> _Supplied information_

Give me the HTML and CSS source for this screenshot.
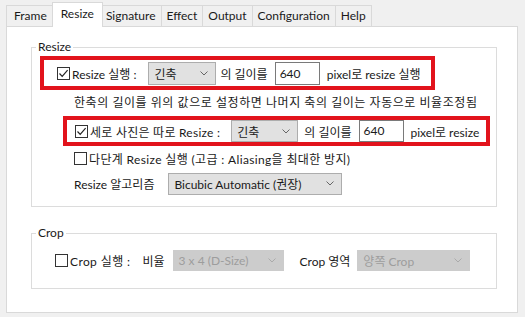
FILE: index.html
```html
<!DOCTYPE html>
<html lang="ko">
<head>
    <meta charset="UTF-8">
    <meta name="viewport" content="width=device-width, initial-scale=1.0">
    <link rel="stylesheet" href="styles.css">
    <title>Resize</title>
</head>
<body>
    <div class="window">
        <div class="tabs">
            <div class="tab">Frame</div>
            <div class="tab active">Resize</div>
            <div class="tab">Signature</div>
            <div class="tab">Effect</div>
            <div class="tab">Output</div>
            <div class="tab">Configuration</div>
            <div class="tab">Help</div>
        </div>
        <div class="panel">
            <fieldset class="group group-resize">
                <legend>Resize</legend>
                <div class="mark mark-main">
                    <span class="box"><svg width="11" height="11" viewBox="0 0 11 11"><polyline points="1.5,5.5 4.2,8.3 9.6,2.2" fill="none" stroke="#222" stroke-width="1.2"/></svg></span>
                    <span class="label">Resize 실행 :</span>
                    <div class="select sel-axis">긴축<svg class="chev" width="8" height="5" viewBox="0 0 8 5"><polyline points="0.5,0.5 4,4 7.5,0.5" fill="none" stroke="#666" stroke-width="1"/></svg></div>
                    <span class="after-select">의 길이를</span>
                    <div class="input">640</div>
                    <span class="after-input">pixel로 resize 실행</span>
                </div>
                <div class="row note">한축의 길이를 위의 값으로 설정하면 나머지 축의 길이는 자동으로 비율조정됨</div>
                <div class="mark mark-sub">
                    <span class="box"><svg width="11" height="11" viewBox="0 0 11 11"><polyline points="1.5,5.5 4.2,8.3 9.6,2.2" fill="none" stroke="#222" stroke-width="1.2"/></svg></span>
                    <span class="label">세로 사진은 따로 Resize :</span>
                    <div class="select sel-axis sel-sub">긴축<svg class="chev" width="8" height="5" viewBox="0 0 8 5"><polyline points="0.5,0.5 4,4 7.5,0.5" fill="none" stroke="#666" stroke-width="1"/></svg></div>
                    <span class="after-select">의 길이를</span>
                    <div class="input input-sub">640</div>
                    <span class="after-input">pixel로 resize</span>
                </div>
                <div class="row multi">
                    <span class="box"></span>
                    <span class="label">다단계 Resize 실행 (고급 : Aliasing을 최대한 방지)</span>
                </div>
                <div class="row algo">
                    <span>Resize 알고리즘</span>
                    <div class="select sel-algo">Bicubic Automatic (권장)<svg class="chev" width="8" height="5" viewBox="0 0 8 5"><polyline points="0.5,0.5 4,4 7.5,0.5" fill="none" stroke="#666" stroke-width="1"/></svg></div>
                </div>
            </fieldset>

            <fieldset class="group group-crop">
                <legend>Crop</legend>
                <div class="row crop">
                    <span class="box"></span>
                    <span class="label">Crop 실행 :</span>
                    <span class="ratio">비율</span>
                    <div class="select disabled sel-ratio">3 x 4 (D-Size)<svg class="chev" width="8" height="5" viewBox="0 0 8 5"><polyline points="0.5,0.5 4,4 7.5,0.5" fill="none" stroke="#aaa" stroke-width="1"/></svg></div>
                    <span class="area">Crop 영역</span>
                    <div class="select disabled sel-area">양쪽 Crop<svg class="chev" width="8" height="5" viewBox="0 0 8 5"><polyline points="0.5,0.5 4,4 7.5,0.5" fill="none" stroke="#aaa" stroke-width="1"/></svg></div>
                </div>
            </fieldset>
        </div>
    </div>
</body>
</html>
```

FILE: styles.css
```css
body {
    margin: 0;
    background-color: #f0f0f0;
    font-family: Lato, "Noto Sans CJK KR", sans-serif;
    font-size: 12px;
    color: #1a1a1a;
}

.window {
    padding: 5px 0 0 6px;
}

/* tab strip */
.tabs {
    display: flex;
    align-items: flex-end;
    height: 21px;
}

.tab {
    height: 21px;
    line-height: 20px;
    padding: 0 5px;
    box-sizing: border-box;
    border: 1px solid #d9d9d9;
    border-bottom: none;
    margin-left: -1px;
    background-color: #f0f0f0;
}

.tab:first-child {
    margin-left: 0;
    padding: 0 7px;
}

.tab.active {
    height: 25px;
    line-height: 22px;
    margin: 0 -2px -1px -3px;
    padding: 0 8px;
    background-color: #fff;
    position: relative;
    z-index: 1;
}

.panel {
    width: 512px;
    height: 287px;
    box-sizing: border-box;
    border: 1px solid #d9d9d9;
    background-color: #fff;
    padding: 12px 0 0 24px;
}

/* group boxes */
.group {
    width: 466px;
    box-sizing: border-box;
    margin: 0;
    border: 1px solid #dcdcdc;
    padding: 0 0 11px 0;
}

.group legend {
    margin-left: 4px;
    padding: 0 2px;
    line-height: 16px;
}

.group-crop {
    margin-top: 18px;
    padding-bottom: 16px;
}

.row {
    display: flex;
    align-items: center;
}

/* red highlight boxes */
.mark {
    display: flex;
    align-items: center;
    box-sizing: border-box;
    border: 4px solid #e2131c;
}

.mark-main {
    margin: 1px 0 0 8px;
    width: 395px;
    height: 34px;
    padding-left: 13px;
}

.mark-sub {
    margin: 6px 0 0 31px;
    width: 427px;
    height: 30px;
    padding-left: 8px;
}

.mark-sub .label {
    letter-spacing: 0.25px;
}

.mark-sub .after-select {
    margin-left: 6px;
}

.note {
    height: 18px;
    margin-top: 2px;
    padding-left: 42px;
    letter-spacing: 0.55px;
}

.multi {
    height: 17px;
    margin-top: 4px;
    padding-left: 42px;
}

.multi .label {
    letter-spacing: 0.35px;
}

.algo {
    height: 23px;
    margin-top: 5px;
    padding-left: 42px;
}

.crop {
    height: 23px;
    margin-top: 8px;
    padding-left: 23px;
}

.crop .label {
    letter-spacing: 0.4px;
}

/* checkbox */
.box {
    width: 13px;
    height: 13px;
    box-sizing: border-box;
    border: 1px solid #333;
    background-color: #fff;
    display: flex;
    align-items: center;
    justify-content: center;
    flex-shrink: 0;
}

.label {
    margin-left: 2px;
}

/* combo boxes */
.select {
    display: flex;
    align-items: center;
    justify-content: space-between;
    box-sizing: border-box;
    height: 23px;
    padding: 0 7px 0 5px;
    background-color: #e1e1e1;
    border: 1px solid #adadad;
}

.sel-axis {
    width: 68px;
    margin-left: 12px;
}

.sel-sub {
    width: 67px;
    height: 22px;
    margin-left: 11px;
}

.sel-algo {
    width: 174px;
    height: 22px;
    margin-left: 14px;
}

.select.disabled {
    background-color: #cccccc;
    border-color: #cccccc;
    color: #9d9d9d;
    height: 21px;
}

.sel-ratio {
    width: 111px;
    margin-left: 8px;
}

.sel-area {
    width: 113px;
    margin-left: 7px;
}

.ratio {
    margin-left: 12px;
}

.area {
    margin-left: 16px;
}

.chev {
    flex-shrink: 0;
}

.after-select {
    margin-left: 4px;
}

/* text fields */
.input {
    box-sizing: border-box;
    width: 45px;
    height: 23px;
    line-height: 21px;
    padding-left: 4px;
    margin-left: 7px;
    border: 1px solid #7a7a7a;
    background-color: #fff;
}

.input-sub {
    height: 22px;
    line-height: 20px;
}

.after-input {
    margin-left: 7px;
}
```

> _Brief_
Every line above should be repeated exactly; pictures stay out of the copy.

> _Output below_
Give me the HTML and CSS source for this screenshot.
FILE: index.html
```html
<!DOCTYPE html>
<html lang="ko">
<head>
    <meta charset="UTF-8">
    <meta name="viewport" content="width=device-width, initial-scale=1.0">
    <link rel="stylesheet" href="styles.css">
    <title>Resize</title>
</head>
<body>
    <div class="window">
        <div class="tabs">
            <div class="tab">Frame</div>
            <div class="tab active">Resize</div>
            <div class="tab">Signature</div>
            <div class="tab">Effect</div>
            <div class="tab">Output</div>
            <div class="tab">Configuration</div>
            <div class="tab">Help</div>
        </div>
        <div class="panel">
            <fieldset class="group group-resize">
                <legend>Resize</legend>
                <div class="mark mark-main">
                    <span class="box"><svg width="11" height="11" viewBox="0 0 11 11"><polyline points="1.5,5.5 4.2,8.3 9.6,2.2" fill="none" stroke="#222" stroke-width="1.2"/></svg></span>
                    <span class="label">Resize 실행 :</span>
                    <div class="select sel-axis">긴축<svg class="chev" width="8" height="5" viewBox="0 0 8 5"><polyline points="0.5,0.5 4,4 7.5,0.5" fill="none" stroke="#666" stroke-width="1"/></svg></div>
                    <span class="after-select">의 길이를</span>
                    <div class="input">640</div>
                    <span class="after-input">pixel로 resize 실행</span>
                </div>
                <div class="row note">한축의 길이를 위의 값으로 설정하면 나머지 축의 길이는 자동으로 비율조정됨</div>
                <div class="mark mark-sub">
                    <span class="box"><svg width="11" height="11" viewBox="0 0 11 11"><polyline points="1.5,5.5 4.2,8.3 9.6,2.2" fill="none" stroke="#222" stroke-width="1.2"/></svg></span>
                    <span class="label">세로 사진은 따로 Resize :</span>
                    <div class="select sel-axis sel-sub">긴축<svg class="chev" width="8" height="5" viewBox="0 0 8 5"><polyline points="0.5,0.5 4,4 7.5,0.5" fill="none" stroke="#666" stroke-width="1"/></svg></div>
                    <span class="after-select">의 길이를</span>
                    <div class="input input-sub">640</div>
                    <span class="after-input">pixel로 resize</span>
                </div>
                <div class="row multi">
                    <span class="box"></span>
                    <span class="label">다단계 Resize 실행 (고급 : Aliasing을 최대한 방지)</span>
                </div>
                <div class="row algo">
                    <span>Resize 알고리즘</span>
                    <div class="select sel-algo">Bicubic Automatic (권장)<svg class="chev" width="8" height="5" viewBox="0 0 8 5"><polyline points="0.5,0.5 4,4 7.5,0.5" fill="none" stroke="#666" stroke-width="1"/></svg></div>
                </div>
            </fieldset>

            <fieldset class="group group-crop">
                <legend>Crop</legend>
                <div class="row crop">
                    <span class="box"></span>
                    <span class="label">Crop 실행 :</span>
                    <span class="ratio">비율</span>
                    <div class="select disabled sel-ratio">3 x 4 (D-Size)<svg class="chev" width="8" height="5" viewBox="0 0 8 5"><polyline points="0.5,0.5 4,4 7.5,0.5" fill="none" stroke="#aaa" stroke-width="1"/></svg></div>
                    <span class="area">Crop 영역</span>
                    <div class="select disabled sel-area">양쪽 Crop<svg class="chev" width="8" height="5" viewBox="0 0 8 5"><polyline points="0.5,0.5 4,4 7.5,0.5" fill="none" stroke="#aaa" stroke-width="1"/></svg></div>
                </div>
            </fieldset>
        </div>
    </div>
</body>
</html>
```

FILE: styles.css
```css
body {
    margin: 0;
    background-color: #f0f0f0;
    font-family: Lato, "Noto Sans CJK KR", sans-serif;
    font-size: 12px;
    color: #1a1a1a;
}

.window {
    padding: 5px 0 0 6px;
}

/* tab strip */
.tabs {
    display: flex;
    align-items: flex-end;
    height: 21px;
}

.tab {
    height: 21px;
    line-height: 20px;
    padding: 0 5px;
    box-sizing: border-box;
    border: 1px solid #d9d9d9;
    border-bottom: none;
    margin-left: -1px;
    background-color: #f0f0f0;
}

.tab:first-child {
    margin-left: 0;
    padding: 0 7px;
}

.tab.active {
    height: 25px;
    line-height: 22px;
    margin: 0 -2px -1px -3px;
    padding: 0 8px;
    background-color: #fff;
    position: relative;
    z-index: 1;
}

.panel {
    width: 512px;
    height: 287px;
    box-sizing: border-box;
    border: 1px solid #d9d9d9;
    background-color: #fff;
    padding: 12px 0 0 24px;
}

/* group boxes */
.group {
    width: 466px;
    box-sizing: border-box;
    margin: 0;
    border: 1px solid #dcdcdc;
    padding: 0 0 11px 0;
}

.group legend {
    margin-left: 4px;
    padding: 0 2px;
    line-height: 16px;
}

.group-crop {
    margin-top: 18px;
    padding-bottom: 16px;
}

.row {
    display: flex;
    align-items: center;
}

/* red highlight boxes */
.mark {
    display: flex;
    align-items: center;
    box-sizing: border-box;
    border: 4px solid #e2131c;
}

.mark-main {
    margin: 1px 0 0 8px;
    width: 395px;
    height: 34px;
    padding-left: 13px;
}

.mark-sub {
    margin: 6px 0 0 31px;
    width: 427px;
    height: 30px;
    padding-left: 8px;
}

.mark-sub .label {
    letter-spacing: 0.25px;
}

.mark-sub .after-select {
    margin-left: 6px;
}

.note {
    height: 18px;
    margin-top: 2px;
    padding-left: 42px;
    letter-spacing: 0.55px;
}

.multi {
    height: 17px;
    margin-top: 4px;
    padding-left: 42px;
}

.multi .label {
    letter-spacing: 0.35px;
}

.algo {
    height: 23px;
    margin-top: 5px;
    padding-left: 42px;
}

.crop {
    height: 23px;
    margin-top: 8px;
    padding-left: 23px;
}

.crop .label {
    letter-spacing: 0.4px;
}

/* checkbox */
.box {
    width: 13px;
    height: 13px;
    box-sizing: border-box;
    border: 1px solid #333;
    background-color: #fff;
    display: flex;
    align-items: center;
    justify-content: center;
    flex-shrink: 0;
}

.label {
    margin-left: 2px;
}

/* combo boxes */
.select {
    display: flex;
    align-items: center;
    justify-content: space-between;
    box-sizing: border-box;
    height: 23px;
    padding: 0 7px 0 5px;
    background-color: #e1e1e1;
    border: 1px solid #adadad;
}

.sel-axis {
    width: 68px;
    margin-left: 12px;
}

.sel-sub {
    width: 67px;
    height: 22px;
    margin-left: 11px;
}

.sel-algo {
    width: 174px;
    height: 22px;
    margin-left: 14px;
}

.select.disabled {
    background-color: #cccccc;
    border-color: #cccccc;
    color: #9d9d9d;
    height: 21px;
}

.sel-ratio {
    width: 111px;
    margin-left: 8px;
}

.sel-area {
    width: 113px;
    margin-left: 7px;
}

.ratio {
    margin-left: 12px;
}

.area {
    margin-left: 16px;
}

.chev {
    flex-shrink: 0;
}

.after-select {
    margin-left: 4px;
}

/* text fields */
.input {
    box-sizing: border-box;
    width: 45px;
    height: 23px;
    line-height: 21px;
    padding-left: 4px;
    margin-left: 7px;
    border: 1px solid #7a7a7a;
    background-color: #fff;
}

.input-sub {
    height: 22px;
    line-height: 20px;
}

.after-input {
    margin-left: 7px;
}
```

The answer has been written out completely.